In short, people kill lions to stop them from taking their cows, sheep and goats.
Lions in some countries are doing alright. In South Africa, for example, the population increased by 7 per cent over two decades, largely thanks to the use of fencing that separates the predators from the people.
In Zimbabwe, numbers have grown by more than 1,000 per cent (but from a very, very low base of about 50), mainly on the back of trophy hunting.
But in all of West Africa and even popular wildlife tourism destinations such as Botswana, Tanzania and Zambia, they’re disappearing at a rate of knots.

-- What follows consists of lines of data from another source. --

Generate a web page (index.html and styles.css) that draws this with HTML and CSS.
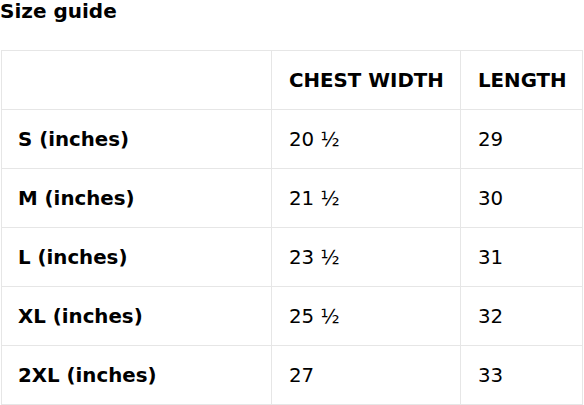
FILE: index.html
```html
<!DOCTYPE html>
<html>
<head>
<meta charset="utf-8">
<link rel="stylesheet" href="styles.css">
</head>
<body>
<h2 class="title">Size guide</h2>
<table class="sizes">
  <colgroup>
    <col class="c1"><col class="c2"><col class="c3">
  </colgroup>
  <thead>
    <tr><th></th><th>CHEST WIDTH</th><th>LENGTH</th></tr>
  </thead>
  <tbody>
    <tr><th>S (inches)</th><td>20 ½</td><td>29</td></tr>
    <tr><th>M (inches)</th><td>21 ½</td><td>30</td></tr>
    <tr><th>L (inches)</th><td>23 ½</td><td>31</td></tr>
    <tr><th>XL (inches)</th><td>25 ½</td><td>32</td></tr>
    <tr><th>2XL (inches)</th><td>27</td><td>33</td></tr>
  </tbody>
</table>
</body>
</html>
```
FILE: styles.css
```css
html, body {
  margin: 0;
  padding: 0;
  background: #fff;
}
body {
  font-family: "DejaVu Sans", Verdana, sans-serif;
  color: #000;
}
.title {
  margin: 0;
  font-size: 20px;
  line-height: 23px;
  font-weight: bold;
  height: 50px;
}
.sizes {
  border-collapse: collapse;
  margin-left: 1px;
  width: 581px;
  table-layout: fixed;
  font-size: 19.8px;
}
.c1 { width: 270px; }
.c2 { width: 189px; }
.c3 { width: 122px; }
.sizes th, .sizes td {
  border: 1px solid #e6e6e6;
  height: 59px;
  padding: 0 6px 0 17px;
  text-align: left;
  vertical-align: middle;
  white-space: nowrap;
  box-sizing: border-box;
}
.sizes tr > :first-child { padding-left: 16px; }
.sizes th { font-weight: bold; }
.sizes td { font-weight: normal; }
```
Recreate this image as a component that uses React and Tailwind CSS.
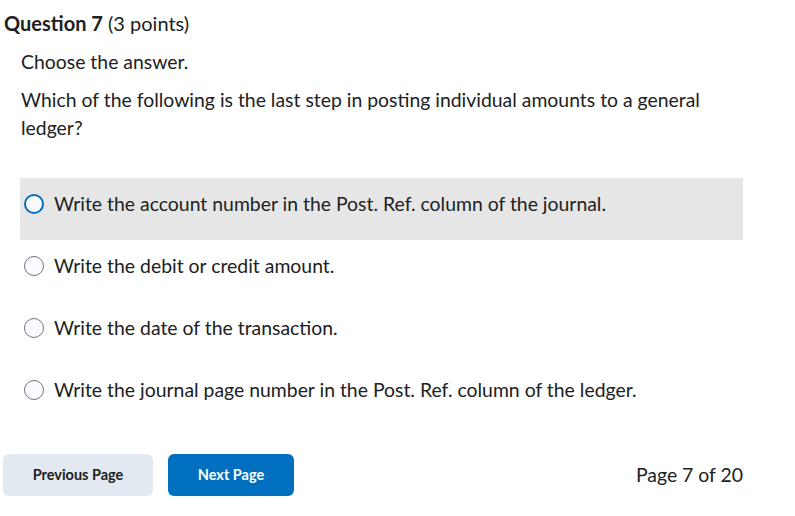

Now new research has found that lions are doing better in the Masai Mara ecosystem, in Kenya (where in fact the overall country trend is down) thanks to the creation of community conservancies.
Households with conservancy membership receive a share of the money that comes from wildlife tourism. Where there are lions and other carnivores, you get more tourists and local people are financially better off.

Lions fare better where there are tourists out and about. © Daniel Rosengren
The paper, published in the Journal of Applied Ecology, shows that the average lion population density within the Mara’s conservancies – almost 12 lions per 100km2 – between 2008 and 2013 was 2.6 times higher than previously reported in 2003.
Not only that, but those livestock settlements that were not members of a conservancy and were within the home range of a lion pride had a large negative effect on lioness survival rates.
“This suggests that lions can survive outside of fenced areas within pastoral regions if communities gain benefits from wildlife,” say the authors, led by Sara Blackburn and Dr Grant Hopcraft of the University of Glasgow.
Dr Laurence Frank, director of the Living With Lions project, added: “Only local people can reverse the downward spiral [in wildlife numbers], and this study shows that profits from tourism can motivate rural people to tolerate rather than eliminate wild animals.”